Lists in the STL are essentially doubly-linked lists. That is, one can traverse them (using iterators) in either the forward or backward direction. A wide range of class functions is available, as well as the algorithms that can be applied to any STL container. In addition, a number of comparison operators can be applied to lists, such as == and <.

Examples

The First Example


The list.cpp example is a fairly simple one. Note that it includes the header files list and algorithm. The first one obviously is for use of the STL's lists. The second is needed because we use the foreach algorithm. The main function begins by creating a list of characters and placing items at the end using code like the following:


list<char> L;
L.push_back('A');

We next print the list in two ways. One way is to use a generic (template) function. A slightly simplified version of this function is shown below. It uses an iterator which runs through each item of the list from start to end. Each item pointed to along the way is printed.

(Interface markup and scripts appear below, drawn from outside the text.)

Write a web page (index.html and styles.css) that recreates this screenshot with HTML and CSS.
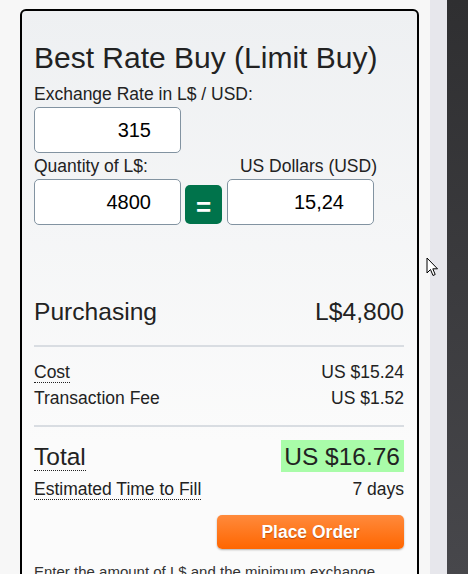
FILE: index.html
```html
<!DOCTYPE html>
<html>
<head>
<meta charset="utf-8">
<link rel="stylesheet" href="styles.css">
</head>
<body>
<div class="layout">
  <main class="main">
    <section class="card">
      <h1 class="title">Best Rate Buy (Limit Buy)</h1>
      <div class="label">Exchange Rate in L$ / USD:</div>
      <div class="field"><input class="num" type="text" value="315"></div>
      <div class="label-row">
        <span>Quantity of L$:</span>
        <span>US Dollars (USD)</span>
      </div>
      <div class="inputs-row">
        <input class="num" type="text" value="4800">
        <button class="eq">=</button>
        <input class="num" type="text" value="15,24">
      </div>
      <div class="purchasing"><span>Purchasing</span><span>L$4,800</span></div>
      <hr class="sep sep1">
      <div class="row"><span><span class="dotted">Cost</span></span><span>US $15.24</span></div>
      <div class="row"><span>Transaction Fee</span><span>US $1.52</span></div>
      <hr class="sep sep2">
      <div class="total"><span><span class="dotted">Total</span></span><span><span class="hl">US $16.76</span></span></div>
      <div class="row eta"><span><span class="dotted">Estimated Time to Fill</span></span><span>7 days</span></div>
      <div class="actions"><button class="order">Place Order</button></div>
      <p class="note">Enter the amount of L$ and the minimum exchange rate you are willing to accept for your order.</p>
    </section>
  </main>
  <div class="strip"></div>
  <div class="dark"></div>
</div>
<svg class="cursor" width="13" height="21" viewBox="0 0 13 21"><path d="M1 1 L1 16 L4.5 12.5 L7 18.5 L9.2 17.5 L6.8 11.8 L11.5 11.8 Z" fill="#fff" stroke="#000" stroke-width="1" stroke-linejoin="round"/></svg>
</body>
</html>
```
FILE: styles.css
```css
html, body {
  margin: 0;
  padding: 0;
  height: 574px;
  overflow: hidden;
}
body {
  font-family: "Liberation Sans", Arial, sans-serif;
  color: #222;
  position: relative;
}
.layout {
  display: flex;
  height: 574px;
}
.main {
  width: 430px;
  background: #f7f7f7;
  padding: 9px 0 0 20px;
  box-sizing: border-box;
}
.strip {
  width: 17px;
  background: #e7e7ec;
}
.dark {
  width: 21px;
  background: linear-gradient(to bottom, #2f2f31, #47474b);
}
.card {
  width: 399px;
  height: 620px;
  box-sizing: border-box;
  border: 2px solid #000;
  border-radius: 6px;
  background: linear-gradient(to bottom, #eef0f2, #fbfbfb 70%);
  padding: 29px 13px 0 12px;
}
.title {
  margin: 0;
  font-size: 30px;
  line-height: 36px;
  font-weight: normal;
}
.label {
  margin-top: 8px;
  font-size: 17.5px;
  line-height: 20px;
}
.field {
  margin-top: 3px;
  display: flex;
}
.num {
  width: 147px;
  height: 46px;
  box-sizing: border-box;
  border: 1px solid #8293a1;
  border-radius: 5px;
  background: #fff;
  font-family: "Liberation Sans", Arial, sans-serif;
  font-size: 20px;
  color: #000;
  text-align: right;
  padding: 0 29px 0 6px;
  margin: 0;
}
.label-row {
  margin-top: 3px;
  width: 343px;
  display: flex;
  justify-content: space-between;
  font-size: 17.5px;
  line-height: 20px;
}
.inputs-row {
  margin-top: 3px;
  display: flex;
  align-items: flex-end;
}
.eq {
  width: 37px;
  height: 39px;
  margin: 0 5px 1px 4px;
  border: none;
  border-radius: 5px;
  background: #00734b;
  color: #fff;
  font-family: "Liberation Sans", Arial, sans-serif;
  font-size: 26px;
  font-weight: bold;
  line-height: 39px;
  padding: 3px 0 0;
}
.purchasing {
  margin-top: 72px;
  display: flex;
  justify-content: space-between;
  font-size: 24.6px;
  line-height: 30px;
}
.sep {
  border: none;
  height: 2px;
  background: #d9dde2;
  margin: 0;
}
.sep1 { margin-top: 18px; }
.sep2 { margin-top: 14px; }
.row {
  display: flex;
  justify-content: space-between;
  font-size: 17.5px;
  line-height: 26px;
}
.sep1 + .row { margin-top: 12px; }
.dotted {
  border-bottom: 1px dotted #222;
}
.total {
  margin-top: 12px;
  display: flex;
  justify-content: space-between;
  font-size: 24.5px;
  line-height: 36px;
}
.hl {
  background: #a9fca9;
  padding: 3px 4px 2px 3px;
}
.eta {
  margin-top: 1px;
}
.actions {
  margin-top: 13px;
  display: flex;
  justify-content: flex-end;
}
.order {
  width: 187px;
  height: 34px;
  border: none;
  border-radius: 5px;
  background: linear-gradient(to bottom, #ff8a3c, #ff6600);
  box-shadow: 0 1px 2px rgba(0, 0, 0, 0.3);
  color: #fff;
  font-family: "Liberation Sans", Arial, sans-serif;
  font-size: 17.5px;
  font-weight: bold;
  text-shadow: 0 1px 1px rgba(120, 40, 0, 0.5);
  padding: 0;
}
.note {
  margin: 13px 0 0;
  font-size: 15px;
  line-height: 20px;
  color: #333;
}
.cursor {
  position: absolute;
  left: 426px;
  top: 257px;
}
```
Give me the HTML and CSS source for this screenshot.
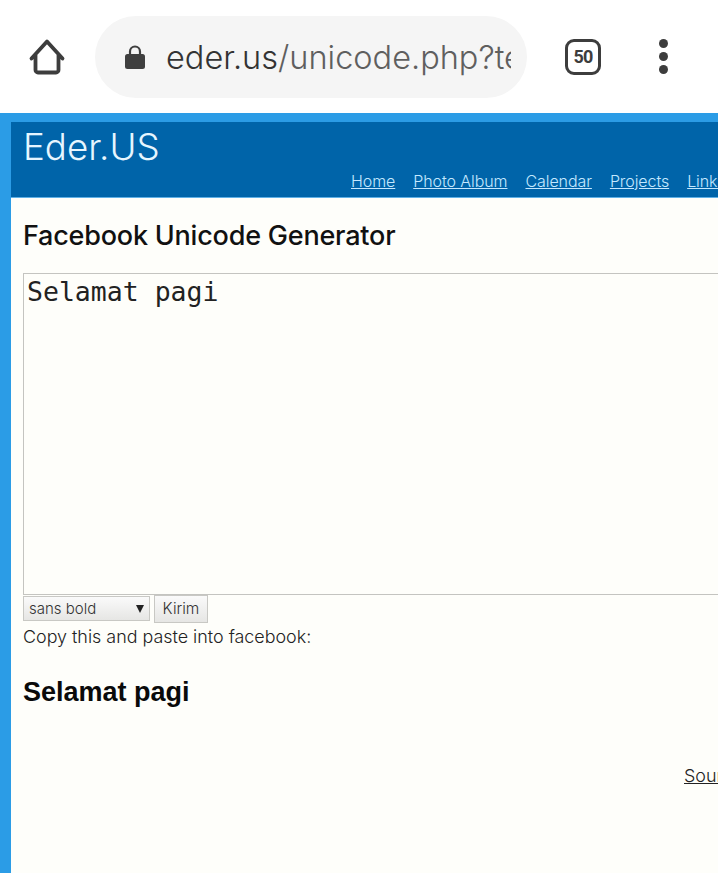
FILE: index.html
```html
<!DOCTYPE html>
<html lang="id">
<head>
<meta charset="utf-8">
<title>Facebook Unicode Generator</title>
<link rel="stylesheet" href="styles.css">
</head>
<body>
<div class="toolbar">
  <svg class="home" viewBox="0 0 38 38" width="38" height="38"><path d="M3.500 20.500 19 3.500l15.500 17M7.500 17v15a2.500 2.500 0 0 0 2.500 2.500h18a2.500 2.500 0 0 0 2.500-2.500V17" fill="none" stroke="#3d3d3d" stroke-width="3.800" stroke-linecap="round" stroke-linejoin="round"/></svg>
  <div class="omnibox">
    <svg class="lock" viewBox="0 0 22 26" width="22" height="26"><path d="M6 11V7.500a5 5 0 0 1 10 0V11" fill="none" stroke="#3f3f3f" stroke-width="2.200"/><rect x="1" y="10" width="20" height="15" rx="2.500" fill="#3f3f3f"/></svg>
    <div class="url"><span class="host">eder.us</span>/unicode.php?text=Selamat</div>
  </div>
  <div class="tabs">50</div>
  <div class="menu"><i></i><i></i><i></i></div>
</div>
<div class="page">
  <header class="banner">
    <div class="brand">Eder.US</div>
    <nav class="nav">
      <a href="#">Home</a><a href="#">Photo Album</a><a href="#">Calendar</a><a href="#">Projects</a><a href="#">Links</a>
    </nav>
  </header>
  <main class="content">
    <h1 class="title">Facebook Unicode Generator</h1>
    <textarea class="input" spellcheck="false">Selamat pagi</textarea>
    <div class="controls">
      <div class="select">sans bold<span class="arrow"></span></div>
      <div class="button">Kirim</div>
    </div>
    <p class="hint">Copy this and paste into facebook:</p>
    <p class="result">Selamat pagi</p>
    <div class="source"><a href="#">Source</a></div>
  </main>
</div>
</body>
</html>
```
FILE: styles.css
```css
html, body {
  margin: 0;
  padding: 0;
  width: 718px;
  height: 873px;
  overflow: hidden;
  background: #fff;
  font-family: Inter, "Liberation Sans", sans-serif;
}
.toolbar {
  box-sizing: border-box;
  height: 113px;
  background: #fff;
  display: flex;
  align-items: center;
  padding: 0 0 0 28px;
}
.home { flex: none; margin-right: 29px; margin-top: 0; }
.omnibox {
  flex: none;
  box-sizing: border-box;
  width: 432px;
  height: 82px;
  border-radius: 41px;
  background: #f5f5f5;
  display: flex;
  align-items: center;
  padding: 0 16px 0 29px;
}
.lock { flex: none; margin-right: 20px; }
.url {
  flex: 1;
  min-width: 0;
  overflow: hidden;
  white-space: nowrap;
  padding-top: 2px;
  font-size: 32.500px;
  font-weight: 300;
  color: #5f5f5f;
}
.host { color: #333; }
.tabs {
  flex: none;
  box-sizing: border-box;
  width: 36px;
  height: 36px;
  margin-left: 38px;
  border: 3.500px solid #3d3d3d;
  border-radius: 9px;
  display: flex;
  align-items: center;
  justify-content: center;
  font-family: "Roboto", sans-serif;
  font-size: 18px;
  font-weight: 700;
  letter-spacing: -0.8px;
  color: #3d3d3d;
}
.menu {
  flex: none;
  margin-left: 58px;
  display: flex;
  flex-direction: column;
  gap: 4px;
}
.menu i {
  display: block;
  width: 9px;
  height: 9px;
  border-radius: 50%;
  background: #3d3d3d;
}
.page {
  box-sizing: border-box;
  height: 760px;
  background: #2b9ce6;
  padding: 9px 0 0 11px;
}
.banner {
  box-sizing: border-box;
  height: 76px;
  background: #0064a9;
  border-bottom: 1px solid #5fb0e6;
  padding: 5px 0 0 12px;
  white-space: nowrap;
  overflow: hidden;
}
.brand {
  font-size: 36.700px;
  line-height: 40px;
  font-weight: 300;
  color: #e6f6ff;
}
.nav {
  display: flex;
  gap: 18px;
  margin-top: 4px;
  margin-left: 328px;
  font-size: 16px;
  line-height: 20px;
  letter-spacing: -0.08px;
}
.nav a { color: #c4e8ff; text-decoration: underline; font-weight: 300; }
.content {
  box-sizing: border-box;
  height: 675px;
  background: #fefefa;
  padding: 22px 0 0 12px;
  overflow: hidden;
}
.title {
  margin: 0;
  font-size: 27px;
  line-height: 32px;
  font-weight: 450;
  letter-spacing: -0.21px;
  color: #111;
  white-space: nowrap;
}
.input {
  display: block;
  box-sizing: border-box;
  width: 760px;
  height: 322px;
  margin: 21px 0 0;
  padding: 1px 3px;
  border: 1px solid #c4c4c0;
  background: #fefefa;
  font-family: "DejaVu Sans Mono", monospace;
  font-size: 26.500px;
  line-height: 33px;
  color: #222;
  resize: none;
  outline: none;
}
.controls {
  display: flex;
  align-items: flex-start;
  gap: 4px;
}
.select, .button {
  box-sizing: border-box;
  font-size: 15px;
  font-weight: 300;
  color: #333;
  background: linear-gradient(#fafafa, #e6e6e4);
  border: 1px solid #c8c8c4;
}
.select {
  width: 127px;
  height: 25px;
  margin-top: 1px;
  padding-left: 5px;
  line-height: 24px;
  display: flex;
  justify-content: space-between;
  align-items: center;
}
.arrow {
  width: 0;
  height: 0;
  margin-right: 5px;
  border-left: 4px solid transparent;
  border-right: 4px solid transparent;
  border-top: 8px solid #222;
}
.button {
  width: 54px;
  height: 28px;
  font-size: 15.500px;
  line-height: 26px;
  text-align: center;
}
.hint {
  margin: 2px 0 0;
  font-size: 17.900px;
  line-height: 24px;
  font-weight: 300;
  color: #222;
  white-space: nowrap;
}
.result {
  margin: 27px 0 0;
  font-family: "Liberation Sans", sans-serif;
  font-size: 27px;
  line-height: 32px;
  font-weight: 700;
  color: #0a0a0a;
  white-space: nowrap;
}
.source {
  margin: 56px 0 0 661px;
  font-size: 17.900px;
  line-height: 24px;
  font-weight: 300;
  white-space: nowrap;
}
.source a { color: #222; text-decoration: underline; }
```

template <class T> void PrintA(list<T> & L)
   {
   list<T>::iterator p;

   for (p = L.begin(); p != L.end(); p++)
      cout << *p << " ";
   }

Another way to print is to use the foreach algorithm. It is used to execute a function on each item in a given range (here the entire list). The range to use is specified by using an iterator to the starting location as the first parameter and an iterator to one past the ending location as the second parameter. The function to be executed for each item is supplied as the third parameter to foreach. Here is the code, simplified a little for clarity:


void PrintItem(char Item)
   {
   cout << Item << " ";
   }

void PrintB(list<char> & L)
   {
   for_each(L.begin(), L.end(), PrintItem);
   }

The Second Example

The second example, list2.cpp, is an interactive program that allows the user to insert integers into a list, sort them, find their average, find their maximum value, and print them. It also uses a template function in one place and non-template functions in other places, just to show some of the variety of what can be done.

For adding new numbers to the list, it has both push_back, to push an item onto the end, and push_front to insert an item at the front of the list. To insert an item before an existing one in the list, the following function is used, shown in slightly simplified form. Note that it is not a generic function since the parameter is fixed as a list of integers. It could be rewritten as a generic function that would handle a list of items of some arbitrary type T.

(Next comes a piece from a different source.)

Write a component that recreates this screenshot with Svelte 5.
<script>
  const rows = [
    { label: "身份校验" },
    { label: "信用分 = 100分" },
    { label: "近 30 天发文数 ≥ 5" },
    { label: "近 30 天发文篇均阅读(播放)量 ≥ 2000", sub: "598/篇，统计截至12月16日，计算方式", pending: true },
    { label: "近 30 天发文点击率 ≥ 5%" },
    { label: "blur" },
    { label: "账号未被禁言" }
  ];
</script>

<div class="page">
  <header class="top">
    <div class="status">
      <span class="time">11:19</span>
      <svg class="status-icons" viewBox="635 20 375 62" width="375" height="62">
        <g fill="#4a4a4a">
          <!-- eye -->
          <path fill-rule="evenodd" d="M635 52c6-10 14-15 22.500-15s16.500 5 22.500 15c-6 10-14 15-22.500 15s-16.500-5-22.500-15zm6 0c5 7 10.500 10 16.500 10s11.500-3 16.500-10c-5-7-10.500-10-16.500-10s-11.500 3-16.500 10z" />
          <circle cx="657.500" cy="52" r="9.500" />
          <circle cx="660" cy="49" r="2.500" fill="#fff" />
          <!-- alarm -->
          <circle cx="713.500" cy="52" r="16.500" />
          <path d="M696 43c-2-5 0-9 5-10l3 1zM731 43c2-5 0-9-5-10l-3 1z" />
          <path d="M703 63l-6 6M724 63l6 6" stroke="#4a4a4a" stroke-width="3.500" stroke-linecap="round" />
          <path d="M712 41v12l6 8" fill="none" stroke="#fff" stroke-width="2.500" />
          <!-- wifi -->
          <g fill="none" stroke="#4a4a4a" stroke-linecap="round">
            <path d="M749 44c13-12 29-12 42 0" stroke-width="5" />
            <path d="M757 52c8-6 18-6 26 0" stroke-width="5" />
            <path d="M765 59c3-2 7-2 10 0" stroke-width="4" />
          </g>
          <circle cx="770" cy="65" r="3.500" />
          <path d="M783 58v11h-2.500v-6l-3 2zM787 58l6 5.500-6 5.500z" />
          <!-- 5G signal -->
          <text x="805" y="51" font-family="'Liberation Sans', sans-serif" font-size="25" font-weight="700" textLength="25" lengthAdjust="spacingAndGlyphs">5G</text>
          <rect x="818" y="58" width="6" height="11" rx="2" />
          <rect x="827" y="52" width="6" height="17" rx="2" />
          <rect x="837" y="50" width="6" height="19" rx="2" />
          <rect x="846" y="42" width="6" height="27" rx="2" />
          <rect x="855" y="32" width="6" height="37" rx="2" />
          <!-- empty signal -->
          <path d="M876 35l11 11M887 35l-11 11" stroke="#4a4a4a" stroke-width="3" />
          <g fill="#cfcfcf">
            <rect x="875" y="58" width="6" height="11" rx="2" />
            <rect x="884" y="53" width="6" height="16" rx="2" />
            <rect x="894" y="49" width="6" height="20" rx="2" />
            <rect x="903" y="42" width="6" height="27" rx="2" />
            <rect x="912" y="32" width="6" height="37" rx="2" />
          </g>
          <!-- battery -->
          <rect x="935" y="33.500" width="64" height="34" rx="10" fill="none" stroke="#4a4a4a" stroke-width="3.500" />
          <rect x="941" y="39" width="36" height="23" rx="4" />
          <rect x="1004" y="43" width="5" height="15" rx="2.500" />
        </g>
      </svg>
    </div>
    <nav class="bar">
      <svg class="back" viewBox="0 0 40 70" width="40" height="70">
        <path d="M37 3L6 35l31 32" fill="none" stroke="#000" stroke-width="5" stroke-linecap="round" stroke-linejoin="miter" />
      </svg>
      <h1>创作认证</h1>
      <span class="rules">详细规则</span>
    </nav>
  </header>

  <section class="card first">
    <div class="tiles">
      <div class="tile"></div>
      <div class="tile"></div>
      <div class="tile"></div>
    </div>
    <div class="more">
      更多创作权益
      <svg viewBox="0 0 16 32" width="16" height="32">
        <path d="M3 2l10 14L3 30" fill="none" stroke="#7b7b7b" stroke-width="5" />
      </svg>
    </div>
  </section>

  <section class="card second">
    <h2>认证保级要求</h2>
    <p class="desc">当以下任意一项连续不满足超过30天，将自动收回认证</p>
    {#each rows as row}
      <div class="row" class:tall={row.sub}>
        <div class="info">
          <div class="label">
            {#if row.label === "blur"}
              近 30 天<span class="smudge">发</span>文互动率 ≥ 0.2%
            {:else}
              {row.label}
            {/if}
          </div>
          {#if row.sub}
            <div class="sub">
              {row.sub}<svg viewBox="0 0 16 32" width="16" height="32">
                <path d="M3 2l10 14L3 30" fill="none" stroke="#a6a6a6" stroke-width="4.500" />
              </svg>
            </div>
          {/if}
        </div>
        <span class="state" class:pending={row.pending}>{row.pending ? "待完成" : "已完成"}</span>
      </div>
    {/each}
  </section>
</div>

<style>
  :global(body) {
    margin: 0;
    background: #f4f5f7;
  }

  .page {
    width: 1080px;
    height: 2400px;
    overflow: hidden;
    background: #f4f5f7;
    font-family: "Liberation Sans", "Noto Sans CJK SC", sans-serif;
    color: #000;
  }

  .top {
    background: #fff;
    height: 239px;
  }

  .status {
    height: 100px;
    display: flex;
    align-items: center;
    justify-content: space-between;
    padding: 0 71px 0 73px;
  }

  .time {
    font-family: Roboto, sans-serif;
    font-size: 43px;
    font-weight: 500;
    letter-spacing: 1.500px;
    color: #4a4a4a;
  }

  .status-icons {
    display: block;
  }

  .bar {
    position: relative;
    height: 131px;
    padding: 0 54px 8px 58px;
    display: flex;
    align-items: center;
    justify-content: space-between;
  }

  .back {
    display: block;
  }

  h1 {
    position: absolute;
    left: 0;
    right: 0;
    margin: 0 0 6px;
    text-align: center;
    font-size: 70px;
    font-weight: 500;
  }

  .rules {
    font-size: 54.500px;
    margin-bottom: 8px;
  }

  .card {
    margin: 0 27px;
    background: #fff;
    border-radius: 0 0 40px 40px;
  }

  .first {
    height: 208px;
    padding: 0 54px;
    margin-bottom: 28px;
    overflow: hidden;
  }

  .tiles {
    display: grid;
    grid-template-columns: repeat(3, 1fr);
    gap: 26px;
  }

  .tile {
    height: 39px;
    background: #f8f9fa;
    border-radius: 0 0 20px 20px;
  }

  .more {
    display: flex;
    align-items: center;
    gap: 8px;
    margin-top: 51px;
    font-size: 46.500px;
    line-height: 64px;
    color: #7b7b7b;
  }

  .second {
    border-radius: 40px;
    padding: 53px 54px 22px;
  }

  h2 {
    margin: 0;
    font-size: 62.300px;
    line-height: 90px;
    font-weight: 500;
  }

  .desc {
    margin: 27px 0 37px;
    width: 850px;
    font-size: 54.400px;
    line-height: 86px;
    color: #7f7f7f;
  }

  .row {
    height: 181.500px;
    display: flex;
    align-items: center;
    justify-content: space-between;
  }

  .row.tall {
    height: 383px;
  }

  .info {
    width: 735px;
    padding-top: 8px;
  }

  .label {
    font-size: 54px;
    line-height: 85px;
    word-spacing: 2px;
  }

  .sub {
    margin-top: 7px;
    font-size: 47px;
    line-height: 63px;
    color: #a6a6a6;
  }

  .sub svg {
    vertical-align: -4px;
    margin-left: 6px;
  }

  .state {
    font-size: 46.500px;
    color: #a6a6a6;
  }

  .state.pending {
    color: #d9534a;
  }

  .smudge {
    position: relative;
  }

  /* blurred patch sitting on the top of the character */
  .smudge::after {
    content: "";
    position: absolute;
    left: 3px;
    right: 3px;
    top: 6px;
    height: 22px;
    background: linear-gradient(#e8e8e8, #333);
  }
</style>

void InsertBefore(list<int> & L)
   {
   int Item, Target;
   list<int>::iterator p;

   Item = GetNum();
   cout << "Insert this number before what number? ";
   cin >> Target;
   cin.get();

   p = find(L.begin(), L.end(), Target);
   if (p == L.end())
      cout << "Could not find this number, so no insertion";
   else
      L.insert(p, Item);
   }

Note the use of the find algorithm to locate the number before which to insert. The first parameter to this algorithm is where to start in the list, while the second parameter is (one past) the stopping location for the search. If the find algorithm returns an iterator to this latter location, that means that the target item could not be found. If the target is found, the insert class function is used to place the new item before the target.

Sorting of the list is accomplished by using the sort class function. The syntax is simply L.sort(). You might wonder why we do not use the sort algorithm. The reason is that although it works for many of the container classes, it does not work for lists! That is because the sort algorithm only works on containers for which we can specify a range using what are called random access iterators. These iterators allow you to jump around within the container (as with a vector). A list only allows use of bidirectional iterators, ones that let you go forward or backward in the list. For this reason, then, the standard sort algorithm is not available.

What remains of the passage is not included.